* Data
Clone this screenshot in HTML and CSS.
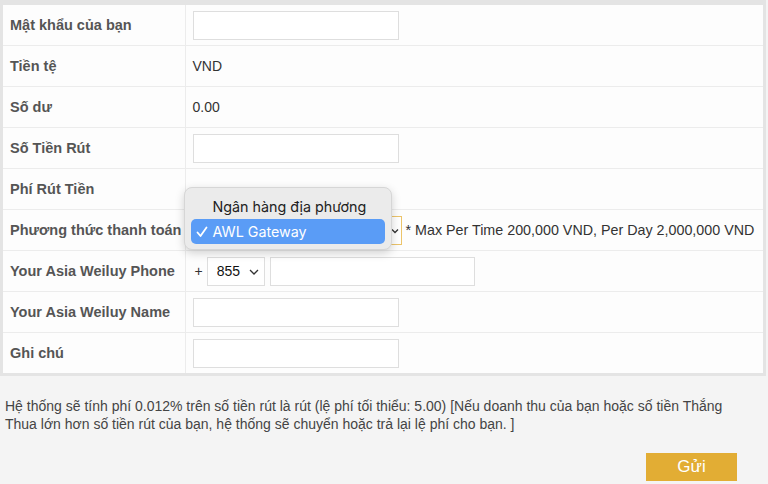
FILE: index.html
```html
<!DOCTYPE html>
<html lang="vi">
<head>
    <meta charset="UTF-8">
    <meta name="viewport" content="width=device-width, initial-scale=1.0">
    <title>Rút tiền</title>
    <link rel="stylesheet" href="styles.css">
</head>
<body>
    <div class="panel">
        <table class="form-table">
            <colgroup>
                <col class="col-label">
                <col>
            </colgroup>
            <tr>
                <td class="label">Mật khẩu của bạn</td>
                <td><input type="password" class="field"></td>
            </tr>
            <tr>
                <td class="label">Tiền tệ</td>
                <td>VND</td>
            </tr>
            <tr>
                <td class="label">Số dư</td>
                <td>0.00</td>
            </tr>
            <tr>
                <td class="label">Số Tiền Rút</td>
                <td><input type="text" class="field"></td>
            </tr>
            <tr>
                <td class="label">Phí Rút Tiền</td>
                <td></td>
            </tr>
            <tr>
                <td class="label">Phương thức thanh toán</td>
                <td class="pay-cell">
                    <div class="pay-row">
                        <span class="select-wrap pay-select">
                            <select class="select">
                                <option>Ngân hàng địa phương</option>
                                <option selected>AWL Gateway</option>
                            </select>
                            <svg class="chev" width="8" height="6" viewBox="0 0 8 6"><path d="M1 1.5 L4 4.5 L7 1.5" fill="none" stroke="#333" stroke-width="1.3"/></svg>
                        </span>
                        <span class="limit">* Max Per Time 200,000 VND, Per Day 2,000,000 VND</span>
                    </div>
                    <!-- open dropdown menu -->
                    <div class="menu">
                        <div class="menu-item">Ngân hàng địa phương</div>
                        <div class="menu-item selected">
                            <svg class="tick" width="12" height="12" viewBox="0 0 12 12"><path d="M1.5 6.5 L4.5 10 L10.5 1.5" fill="none" stroke="#fff" stroke-width="1.8" stroke-linecap="round" stroke-linejoin="round"/></svg>
                            AWL Gateway
                        </div>
                    </div>
                </td>
            </tr>
            <tr>
                <td class="label">Your Asia Weiluy Phone</td>
                <td>
                    <div class="phone-row">
                        <span class="plus">+</span>
                        <span class="select-wrap code-select">
                            <select class="select">
                                <option>855</option>
                            </select>
                            <svg class="chev" width="10" height="6" viewBox="0 0 10 6"><path d="M1 1 L5 5 L9 1" fill="none" stroke="#333" stroke-width="1.3"/></svg>
                        </span>
                        <input type="text" class="field">
                    </div>
                </td>
            </tr>
            <tr>
                <td class="label">Your Asia Weiluy Name</td>
                <td><input type="text" class="field"></td>
            </tr>
            <tr>
                <td class="label">Ghi chú</td>
                <td><input type="text" class="field"></td>
            </tr>
        </table>
    </div>
    <p class="note">Hệ thống sẽ tính phí 0.012% trên số tiền rút là rút (lệ phí tối thiểu: 5.00) [Nếu doanh thu của bạn hoặc số tiền Thắng Thua lớn hơn số tiền rút của bạn, hệ thống sẽ chuyển hoặc trả lại lệ phí cho bạn. ]</p>
    <div class="actions">
        <button class="submit-btn">Gửi</button>
    </div>
</body>
</html>
```

FILE: styles.css
```css
body { margin: 0; background: #f4f4f4; font-family: 'Liberation Sans', Arial, sans-serif; font-size: 14px; color: #333; }
.panel { margin: 0 2px 0 0; border: 3px solid #e4e4e4; border-top-width: 5px; background: #fdfdfd; }
.form-table { width: 100%; border-collapse: collapse; table-layout: fixed; }
.col-label { width: 182px; }
.form-table td { height: 40px; padding: 0 7px; border-bottom: 1px solid #ececec; vertical-align: middle; }
.form-table tr:last-child td { border-bottom: none; }
.form-table td.label { padding: 0 0 0 7px; border-right: 1px solid #ececec; font-weight: bold; font-size: 14.5px; color: #555; white-space: nowrap; overflow: visible; }
.field { display: block; box-sizing: border-box; width: 206px; height: 29px; border: 1px solid #dedede; background: #fff; padding: 0 6px; font: inherit; }
.select-wrap { position: relative; display: inline-block; }
.select { appearance: none; -webkit-appearance: none; box-sizing: border-box; height: 29px; background: #fff; border: 1px solid #dedede; border-radius: 0; font: inherit; color: #111; padding: 0 6px; }
.chev { position: absolute; top: 12px; }
.pay-cell { position: relative; }
.pay-row { display: flex; align-items: center; }
.pay-select .select { width: 209px; border-color: #ecc46a; }
.pay-select .chev { right: 3px; top: 12px; }
.limit { margin-left: 4px; white-space: nowrap; font-size: 14.3px; }
.phone-row { display: flex; align-items: center; }
.plus { margin: 0 4px 0 2px; color: #333; }
.code-select .select { width: 58px; padding-left: 9px; }
.code-select .chev { right: 6px; }
.phone-row .field { margin-left: 5px; width: 205px; }
.menu { position: absolute; left: -2px; top: -23px; width: 194px; padding: 6px 6px 5px; background: #ebebeb; border: 1px solid #d6d6d6; border-radius: 8px; box-shadow: 0 3px 10px rgba(0,0,0,0.18); font-family: 'Inter', 'Liberation Sans', sans-serif; font-size: 14.3px; z-index: 10; }
.menu-item { position: relative; height: 25px; line-height: 25px; padding-left: 22px; color: #222; border-radius: 5px; }
.menu-item.selected { background: #5a9cf6; color: #fff; }
.tick { position: absolute; left: 5px; top: 7px; }
.note { margin: 21px 24px 0 5px; line-height: 18px; color: #444; font-size: 14px; }
.actions { display: flex; justify-content: flex-end; padding: 20px 31px 0 0; }
.submit-btn { width: 91px; height: 28px; border: none; background: #e2ad34; color: #fff; font: inherit; font-size: 17px; cursor: pointer; }
```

* Task brief
Reproduce all of the material exactly, apart from the pictures.

* Output
Clone this screenshot in HTML and CSS.
FILE: index.html
```html
<!DOCTYPE html>
<html lang="vi">
<head>
    <meta charset="UTF-8">
    <meta name="viewport" content="width=device-width, initial-scale=1.0">
    <title>Rút tiền</title>
    <link rel="stylesheet" href="styles.css">
</head>
<body>
    <div class="panel">
        <table class="form-table">
            <colgroup>
                <col class="col-label">
                <col>
            </colgroup>
            <tr>
                <td class="label">Mật khẩu của bạn</td>
                <td><input type="password" class="field"></td>
            </tr>
            <tr>
                <td class="label">Tiền tệ</td>
                <td>VND</td>
            </tr>
            <tr>
                <td class="label">Số dư</td>
                <td>0.00</td>
            </tr>
            <tr>
                <td class="label">Số Tiền Rút</td>
                <td><input type="text" class="field"></td>
            </tr>
            <tr>
                <td class="label">Phí Rút Tiền</td>
                <td></td>
            </tr>
            <tr>
                <td class="label">Phương thức thanh toán</td>
                <td class="pay-cell">
                    <div class="pay-row">
                        <span class="select-wrap pay-select">
                            <select class="select">
                                <option>Ngân hàng địa phương</option>
                                <option selected>AWL Gateway</option>
                            </select>
                            <svg class="chev" width="8" height="6" viewBox="0 0 8 6"><path d="M1 1.5 L4 4.5 L7 1.5" fill="none" stroke="#333" stroke-width="1.3"/></svg>
                        </span>
                        <span class="limit">* Max Per Time 200,000 VND, Per Day 2,000,000 VND</span>
                    </div>
                    <!-- open dropdown menu -->
                    <div class="menu">
                        <div class="menu-item">Ngân hàng địa phương</div>
                        <div class="menu-item selected">
                            <svg class="tick" width="12" height="12" viewBox="0 0 12 12"><path d="M1.5 6.5 L4.5 10 L10.5 1.5" fill="none" stroke="#fff" stroke-width="1.8" stroke-linecap="round" stroke-linejoin="round"/></svg>
                            AWL Gateway
                        </div>
                    </div>
                </td>
            </tr>
            <tr>
                <td class="label">Your Asia Weiluy Phone</td>
                <td>
                    <div class="phone-row">
                        <span class="plus">+</span>
                        <span class="select-wrap code-select">
                            <select class="select">
                                <option>855</option>
                            </select>
                            <svg class="chev" width="10" height="6" viewBox="0 0 10 6"><path d="M1 1 L5 5 L9 1" fill="none" stroke="#333" stroke-width="1.3"/></svg>
                        </span>
                        <input type="text" class="field">
                    </div>
                </td>
            </tr>
            <tr>
                <td class="label">Your Asia Weiluy Name</td>
                <td><input type="text" class="field"></td>
            </tr>
            <tr>
                <td class="label">Ghi chú</td>
                <td><input type="text" class="field"></td>
            </tr>
        </table>
    </div>
    <p class="note">Hệ thống sẽ tính phí 0.012% trên số tiền rút là rút (lệ phí tối thiểu: 5.00) [Nếu doanh thu của bạn hoặc số tiền Thắng Thua lớn hơn số tiền rút của bạn, hệ thống sẽ chuyển hoặc trả lại lệ phí cho bạn. ]</p>
    <div class="actions">
        <button class="submit-btn">Gửi</button>
    </div>
</body>
</html>
```

FILE: styles.css
```css
body { margin: 0; background: #f4f4f4; font-family: 'Liberation Sans', Arial, sans-serif; font-size: 14px; color: #333; }
.panel { margin: 0 2px 0 0; border: 3px solid #e4e4e4; border-top-width: 5px; background: #fdfdfd; }
.form-table { width: 100%; border-collapse: collapse; table-layout: fixed; }
.col-label { width: 182px; }
.form-table td { height: 40px; padding: 0 7px; border-bottom: 1px solid #ececec; vertical-align: middle; }
.form-table tr:last-child td { border-bottom: none; }
.form-table td.label { padding: 0 0 0 7px; border-right: 1px solid #ececec; font-weight: bold; font-size: 14.5px; color: #555; white-space: nowrap; overflow: visible; }
.field { display: block; box-sizing: border-box; width: 206px; height: 29px; border: 1px solid #dedede; background: #fff; padding: 0 6px; font: inherit; }
.select-wrap { position: relative; display: inline-block; }
.select { appearance: none; -webkit-appearance: none; box-sizing: border-box; height: 29px; background: #fff; border: 1px solid #dedede; border-radius: 0; font: inherit; color: #111; padding: 0 6px; }
.chev { position: absolute; top: 12px; }
.pay-cell { position: relative; }
.pay-row { display: flex; align-items: center; }
.pay-select .select { width: 209px; border-color: #ecc46a; }
.pay-select .chev { right: 3px; top: 12px; }
.limit { margin-left: 4px; white-space: nowrap; font-size: 14.3px; }
.phone-row { display: flex; align-items: center; }
.plus { margin: 0 4px 0 2px; color: #333; }
.code-select .select { width: 58px; padding-left: 9px; }
.code-select .chev { right: 6px; }
.phone-row .field { margin-left: 5px; width: 205px; }
.menu { position: absolute; left: -2px; top: -23px; width: 194px; padding: 6px 6px 5px; background: #ebebeb; border: 1px solid #d6d6d6; border-radius: 8px; box-shadow: 0 3px 10px rgba(0,0,0,0.18); font-family: 'Inter', 'Liberation Sans', sans-serif; font-size: 14.3px; z-index: 10; }
.menu-item { position: relative; height: 25px; line-height: 25px; padding-left: 22px; color: #222; border-radius: 5px; }
.menu-item.selected { background: #5a9cf6; color: #fff; }
.tick { position: absolute; left: 5px; top: 7px; }
.note { margin: 21px 24px 0 5px; line-height: 18px; color: #444; font-size: 14px; }
.actions { display: flex; justify-content: flex-end; padding: 20px 31px 0 0; }
.submit-btn { width: 91px; height: 28px; border: none; background: #e2ad34; color: #fff; font: inherit; font-size: 17px; cursor: pointer; }
```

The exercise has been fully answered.